Bref, autant de contentieux sur lesquels devrait plancher aujourd’hui le Conseil des ministres. La situation militaire à Ersal sera une fois de plus à l’ordre du jour, mais également, le dossier des nominations du commandant en chef de l’armée et du directeur des FSI.

Devenu matière à surenchère et relié par la force des choses à la polémique autour de Ersal, le dossier des nominations ne devrait pas toutefois susciter de plus amples remous aujourd’hui, croient savoir les milieux du 14 Mars. La solution serait, selon des sources bien informées, le traditionnel report de cette échéance conflictuelle. La proposition suggérée pourrait être le report de la date de la mise à la retraite du général Ibrahim Basbous de quatre mois, de manière à la faire coïncider avec le départ escompté du général Jean Kahwagi en septembre prochain. Cela permettrait tout au moins au gouvernement Salam de gagner quelques mois, dans l’espoir de voir de nouvelles solutions mûrir entre-temps.
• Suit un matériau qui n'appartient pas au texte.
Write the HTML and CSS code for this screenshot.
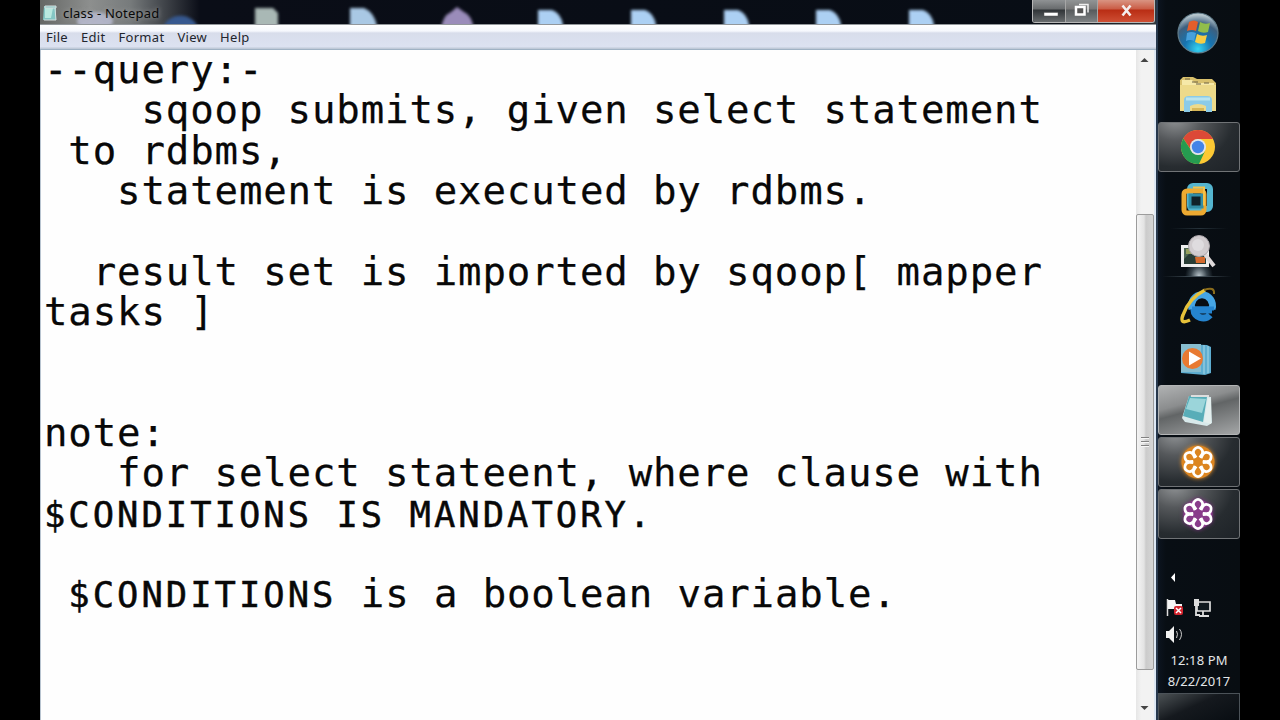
FILE: index.html
```html
<!DOCTYPE html>
<html lang="en">
<head>
<meta charset="utf-8">
<title>class - Notepad</title>
<link rel="stylesheet" href="styles.css">
</head>
<body>
<div class="screen">
  <main class="window">
    <header class="titlebar">
      <svg class="desktop-peek" width="1116" height="24" viewBox="40 0 1116 24">
        <g class="blurred">
          <ellipse cx="95" cy="21" rx="18" ry="9" fill="#c0c3dc" opacity=".75"/>
          <path d="M163 28a18 16 0 0 1 35 0z" fill="#36588f"/>
          <path d="M255 8h18l5 5v18h-23z" fill="#a9b8b5"/>
          <path d="M350 8h14q10 4 13 18v4h-27z" fill="#a9c8e4"/>
          <path d="M441 30q1-14 10-18l6-5 7 5q8 3 10 18z" fill="#9a8cba"/>
          <path id="doc" d="M538 10h14q9 3 11 15v6h-25z" fill="#acd0f3"/>
          <use href="#doc" x="93"/><use href="#doc" x="186"/><use href="#doc" x="278"/><use href="#doc" x="371"/>
        </g>
      </svg>
      <svg class="app-icon" width="16" height="18" viewBox="0 0 16 18"><path d="M2 2h12v14H1z" fill="#84c6c4"/><path d="M3 4h8L9 14H3z" fill="#b9e8df"/><path d="M3 2h11v2H3zM13 4l1 12H2" fill="none" stroke="#d5dede"/></svg>
      <span class="caption">class - Notepad</span>
      <div class="controls">
        <span class="ctl minimize"><svg width="32" height="23"><path d="M11 12.500h14v3.500H11z" fill="#fff" stroke="#555" stroke-width=".5"/></svg></span>
        <span class="ctl restore"><svg width="31" height="23"><path d="M13 4.500h9v8" fill="none" stroke="#eee" stroke-width="1.500"/><path d="M10 7h8.500v7.500H10z" fill="#555" stroke="#fff" stroke-width="2.500"/></svg></span>
        <span class="ctl close"><svg width="56" height="23"><path d="M24.500 5.500l8 10M32.500 5.500l-8 10" stroke="#f4eeee" stroke-width="2.600"/></svg></span>
      </div>
    </header>
    <nav class="menubar"><span>File</span><span>Edit</span><span>Format</span><span>View</span><span>Help</span></nav>
    <div class="editor">
<pre class="document">--query:-
    sqoop submits, given select statement
 to rdbms,
   statement is executed by rdbms.

  result set is imported by sqoop[ mapper
tasks ]


note:
   for select stateent, where clause with
<span class="caps">$CONDITIONS IS MANDATORY.</span>

<span class="caps"> $CONDITIONS</span> is a boolean variable.</pre>
      <div class="scrollbar">
        <svg class="arrow" width="17" height="20"><path d="M4.500 12l4-4 4 4z" fill="#444"/></svg>
        <div class="track"></div>
        <div class="thumb"><i></i><i></i><i></i></div>
        <svg class="arrow bottom" width="17" height="50"><path d="M4.500 36l4 4 4-4z" fill="#444"/></svg>
      </div>
    </div>
  </main>
  <aside class="taskbar">
    <div class="item start">
      <svg width="44" height="44" viewBox="0 0 44 44">
        <defs><radialGradient id="orb" cx=".5" cy=".9" r=".85"><stop offset="0" stop-color="#35d4f2"/><stop offset=".4" stop-color="#1674b1"/><stop offset=".75" stop-color="#3d5f7e"/><stop offset="1" stop-color="#b5c5cd"/></radialGradient></defs>
        <circle cx="22" cy="22" r="20" fill="url(#orb)" stroke="#617d8b" stroke-width="1.200"/>
        <path d="M13 11q5-3 9 0l-2 9q-4-2-9 0z" fill="#e45e2b"/><path d="M24 11q5 3 10 1l-2 9q-5 2-10-1z" fill="#91bd4b"/>
        <path d="M11 22q4-2 9 0l-2 8q-4-2-8 0z" fill="#48a0dc"/><path d="M21 23q5 3 10 1l-2 8q-5 2-10-1z" fill="#f7cd45"/>
      </svg>
    </div>
    <div class="item explorer">
      <svg width="40" height="40" viewBox="0 0 40 40">
        <path d="M2 6l3-3h10l4 2h15l4 4v26H2z" fill="#d9c16d"/><path d="M4 6h10l3 3h19v6H4z" fill="#f6e9a8"/><path d="M7 5h5m2 3h6m-2 2h5m3-1h5" stroke="#6d6345"/>
        <path d="M2 11h36v26H2z" fill="#edda8a"/><path d="M6 26q0-4 5-4h18q5 0 5 4v12h-6v-6q-8-4-16 0v6H6z" fill="#8bcbe8"/><path d="M8 25h24" stroke="#b9e4ef" stroke-width="3"/><path d="M14 34h12v3H14z" fill="#d7b757"/>
      </svg>
    </div>
    <div class="item button">
      <svg width="38" height="38" viewBox="0 0 38 38">
        <circle cx="19" cy="19" r="17" fill="#fcc934"/><path d="M4.300 10.500A17 17 0 0 1 34 11H19a8 8 0 0 0-7.500 10z" fill="#dc4937"/><path d="M4.300 10.500A17 17 0 0 0 20 36l6-13a8 8 0 0 1-14-1z" fill="#269b50"/>
        <circle cx="19" cy="19" r="8" fill="#dfe5ed"/><circle cx="19" cy="19" r="6.200" fill="#4384e8"/>
      </svg>
    </div>
    <div class="item vmware">
      <svg width="40" height="40" viewBox="0 0 40 40" fill="none">
        <rect x="12" y="5" width="20" height="23" rx="3" stroke="#54b5cf" stroke-width="6"/><rect x="6" y="10" width="20" height="22" rx="3" stroke="#edaa31" stroke-width="5"/><path d="M12 14h12v12H12z" fill="#10222a" stroke="#318da6" stroke-width="3"/><path d="M15 6.500h11v18" stroke="#f4c24a" stroke-width="2"/>
      </svg>
    </div>
    <div class="item magnifier">
      <svg width="44" height="40" viewBox="0 0 44 40">
        <path d="M5 13h28v22H5z" fill="#eee"/><path d="M8 16h22v16H8z" fill="#4c6550"/><path d="M8 27l7-7 6 5 9-2v9H8z" fill="#293d35"/><path d="M19 25h10v6H20z" fill="#d46b2e"/><path d="M10 17h6v5h-6z" fill="#96a05d"/>
        <path d="M28 21l10 13" stroke="#ded9da" stroke-width="4"/><circle cx="23" cy="14" r="10.500" fill="#d1cccf" stroke="#aca6ab"/><circle cx="22" cy="13" r="6" fill="#dfdcdf"/>
      </svg>
    </div>
    <div class="item ie">
      <svg width="44" height="44" viewBox="0 0 44 44" fill="none">
        <path d="M36 26H18a9 8 0 0 0 16 5" stroke="#2584cf" stroke-width="7"/><path d="M16 25a10.500 11 0 1 1 20 0" stroke="#45a5e5" stroke-width="7"/><path d="M16 24.500h22" stroke="#2584cf" stroke-width="4"/>
        <path d="M14 36q-11 5-7-5Q13 14 29 6" stroke="#e7c23a" stroke-width="3.500"/><path d="M28 6q11-4 10 4" stroke="#8b6d1c" stroke-width="2"/>
      </svg>
    </div>
    <div class="item wmp">
      <svg width="38" height="36" viewBox="0 0 38 36">
        <path d="M2 2l26 1 4 2v26l-6 2-24-2z" fill="#5dadd0"/><path d="M2 2h20v28H2z" fill="#87bdcf"/><path d="M25 3v29M29 4v27" stroke="#a9d8e6"/>
        <circle cx="13.500" cy="16.500" r="10.500" fill="#e87a32"/><path d="M10 9.500v14l12-7z" fill="#fff"/>
      </svg>
    </div>
    <div class="item button active">
      <svg width="38" height="40" viewBox="0 0 38 40">
        <path d="M10 6l22 1 1 26-5 3-22-4-3-4z" fill="#d8e9eb"/><path d="M10 6l18 1-4 25-20-6z" fill="#58adb8"/><path d="M11 8l16 1-4 14-16-4z" fill="#9bd5da"/><path d="M29 8l3 1v25l-7-2z" fill="#e4efee"/><path d="M12 6h18" stroke="#ddd" stroke-width="2"/>
      </svg>
    </div>
    <div class="item button">
      <svg class="flower orange" width="40" height="40" viewBox="-20 -20 40 40"><circle r="16.500" fill="#dc8520"/><g id="petals" fill="none" stroke="#fff" stroke-width="2.700"><path id="petal" d="M-1.800-4.500l-2-3a4.500 4.500 0 1 1 7.600 0l-2 3"/><use href="#petal" transform="rotate(60)"/><use href="#petal" transform="rotate(120)"/><use href="#petal" transform="rotate(180)"/><use href="#petal" transform="rotate(240)"/><use href="#petal" transform="rotate(300)"/></g></svg>
    </div>
    <div class="item button">
      <svg class="flower purple" width="40" height="40" viewBox="-20 -20 40 40"><circle r="14.500" fill="#893c8b"/><use href="#petals"/></svg>
    </div>
    <div class="tray">
      <svg width="60" height="80" viewBox="0 0 60 80">
        <path d="M17 4v9l-4-4.500z" fill="#fff"/>
        <path d="M9.500 30v17" stroke="#ddd" stroke-width="1.500"/><path d="M10 31h7l1 4h6v8h-6l-1-3h-7z" fill="#f5f5f5"/><rect x="16" y="37" width="9" height="9" rx="2" fill="#d3242e"/><path d="M18 39l5 5m0-5l-5 5" stroke="#fff" stroke-width="1.500"/>
        <path d="M40 33h12v9H39v-7" fill="#10191f" stroke="#ddd" stroke-width="1.700"/><path d="M36 30h5v7h-5z" fill="#ddd"/><path d="M38 37v9h4m3-4v4m-4 1h10" stroke="#ddd" stroke-width="1.800" fill="none"/>
        <path d="M8 62h3l5-5v17l-5-5H8z" fill="#f2f2f2"/><path d="M18.500 62q2 3 0 7m3-9q4 5 0 11" stroke="#ccc" fill="none"/>
      </svg>
    </div>
    <div class="clock"><span>12:18 PM</span><span>8/22/2017</span></div>
    <div class="show-desktop"></div>
  </aside>
</div>
</body>
</html>
```
FILE: styles.css
```css
* { box-sizing: border-box; }
body { margin: 0; background: #000; overflow: hidden; }
.screen { width: 1280px; height: 720px; padding-left: 40px; display: flex; background: #000; }
.window { width: 1118px; height: 720px; display: flex; flex-direction: column; border-right: 2px solid #27384d; }
.titlebar { position: relative; height: 25px; flex: none; display: flex; background: linear-gradient(90deg, #656765 0, #8d8f8e 50px, #777b7c 90px, #474b50 120px, #0a0d17 160px, #080d15 1030px, #30363a 1116px); border-bottom: 1px solid #92979b; }
.desktop-peek { position: absolute; left: 0; top: 0; }
.blurred { filter: blur(1.600px); }
.app-icon { position: relative; margin: 4px 7px 0 2px; }
.caption { position: relative; font: 13px/26px "Noto Sans", sans-serif; color: #080808; width: 110px; margin-left: -2px; text-shadow: 0 0 5px #aaa; white-space: nowrap; letter-spacing: .2px; }
.controls { position: relative; display: flex; height: 23px; margin-left: auto; margin-right: 1px; border: 1px solid #b7b7b7; border-top: 0; border-radius: 0 0 3px 3px; overflow: hidden; }
.ctl { height: 23px; display: flex; background: linear-gradient(#8f9294 0, #686b6d 9px, #303437 10px, #6c7072 23px); border-right: 1px solid #a6a6a6; }
.restore { background: linear-gradient(#919495 0, #777 9px, #565a5c 10px, #808486 23px); }
.close { border: 0; background: linear-gradient(#d99482 0, #ca5c45 9px, #b92d14 10px, #d05136 23px); }
.menubar { height: 25px; flex: none; display: flex; padding-left: 6px; gap: 13px; font: 13px/25px "Noto Sans", sans-serif; letter-spacing: .3px; color: #22252d; background: linear-gradient(#fff 0, #f6f8fd 6px, #d8ddeb 8px, #dce2f1 22px, #c0cad8 23px); border-bottom: 1px solid #9fb2c4; }
.editor { flex: 1; min-height: 0; display: flex; background: #fefefe; border-left: 1px solid #b8c4d0; border-right: 2px solid #dce7f4; }
.document { margin: 0; flex: 1; padding: 0 0 0 3px; font-family: "DejaVu Sans Mono", monospace; font-size: 39px; line-height: 40.350px; letter-spacing: .88px; color: #080808; white-space: pre; -webkit-text-stroke: .25px #080808; }
.caps { font-size: 35.500px; letter-spacing: 3px; line-height: 1; -webkit-text-stroke: .5px #080808; }
.scrollbar { width: 18px; flex: none; display: flex; flex-direction: column; background: linear-gradient(90deg, #e6e6e6, #f2f2f2 5px); }
.arrow { flex: none; display: block; }
.track { height: 144px; flex: none; }
.thumb { height: 456px; flex: none; display: flex; flex-direction: column; align-items: center; justify-content: center; gap: 2px; border: 1px solid #9c9c9c; border-radius: 2px; background: linear-gradient(90deg, #f4f4f4, #e3e3e3 7px, #cbcbcb 9px, #d6d6d6); }
.thumb i { width: 8px; height: 2px; border-top: 1px solid #828282; background: #f7f7f7; }
.taskbar { width: 82px; height: 720px; flex: none; display: flex; flex-direction: column; background: linear-gradient(90deg, #0c141f, #080e14 8px, #080d12); }
.item { flex: none; display: flex; align-items: center; justify-content: center; padding-right: 2px; }
.start { height: 66px; }
.explorer { height: 56px; }
.button { height: 50px; margin-bottom: 2px; border: 1px solid #707376; border-radius: 3px; background: radial-gradient(ellipse at 20% -10%, #929597 0, #55585b 30%, #272c30 65%, #1d2227 100%); }
.button.active { background: linear-gradient(165deg, #b0b2b3 0, #8b8d8e 35%, #626566 48%, #a4a6a7 100%); border-color: #b3b5b6; }
.vmware { height: 54px; }
.magnifier { height: 48px; background: linear-gradient(90deg, transparent 15%, #26323a 50%, transparent 85%) top / 100% 1px no-repeat, radial-gradient(ellipse at 50% 100%, #bac6cc 0, #36424a 14%, transparent 24%); }
.ie { height: 59px; background: linear-gradient(90deg, transparent 5%, #4c5a63 50%, transparent 90%) top / 100% 1px no-repeat; }
.wmp { height: 50px; }
.flower.orange { filter: drop-shadow(0 0 2px #e18b24); }
.flower.purple { filter: drop-shadow(0 0 2px #792d7e); }
.tray { height: 80px; flex: none; margin-top: 28px; }
.clock { height: 44px; flex: none; display: flex; flex-direction: column; align-items: center; padding-top: 1px; font: 13px/21px "Noto Sans", sans-serif; letter-spacing: .1px; color: #e4e7e9; }
.show-desktop { flex: 1; border: 1px solid #4b5258; border-bottom: 0; background: linear-gradient(155deg, #4b5154, #15191e 45%, #080d12); }
```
Pas de surprise escomptée donc aujourd’hui, d’autant que les nominations sont portées à maturité « en dehors du Conseil des ministres », comme l’a souligné le ministre d’État pour la Réforme administrative Nabil de Freige.

La séance sera donc un nouveau test de résilience pour le gouvernement dont la stabilité et l’avenir dépendent désormais de la capacité des parties en présence à pouvoir gérer les retombées de cette nouvelle crise sans en arriver à la dislocation de l’exécutif. Or, personne ne semble prêt pour l’heure à renverser la table en dépit des menaces de démission qui continuent d’être brandies par le Courant patriotique libre, « dont le seul but est de soumettre le Conseil des ministres à ses desiderata », souligne le député Jean Oghassabian.